Berger told Motherboard in an email that in the data set, there was clearly “some significant number” of account followers that were artificial bots, created in order to boost the perceived popularity or impact of certain accounts. Berger said that he doesn’t feel comfortable naming an exact figure; however, he said that he doesn’t believe that bots have an impact on the core ideological links examined in the study. “Typically, [bots] would have an amplifying effect rather than introducing totally new content.”

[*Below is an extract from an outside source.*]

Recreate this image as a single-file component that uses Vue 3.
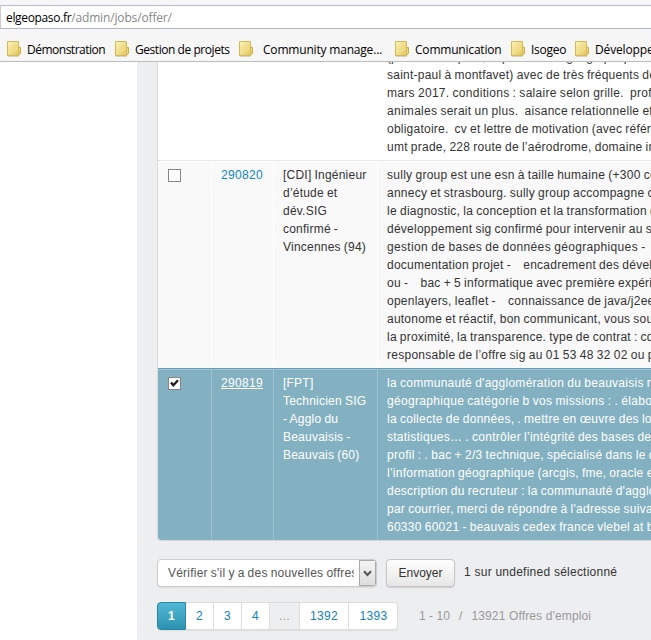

There have been some efforts to curb the influence of the alt-right on Twitter. In late 2016, Twitter cracked down on Trump-supporting bots and suspended influential fringe accounts, some with more than 10,000 followers. Earlier this year, Twitter went through another sweeping effort to weed out bot accounts. More than 70 million accounts were suspended in May and June 2018 alone. However, this wasn’t just an attempt to cleanse the platform of the alt-right: it was also a response to congressional scrutiny about Russian influence in the 2016 election. Stil, Berger told Motherboard that in order to meaningfully address the alt-right, we need to understand exactly how it works.

“One of the reasons to study the alt-right in this manner is that it's been so poorly defined to date,” Berger said. “A [far-right] group like the AfD [Alternative for Germany] or the Oathkeepers has a well-defined platform and criteria for membership. To understand the alt-right, we have to do some exploration to figure out what the boundaries are.”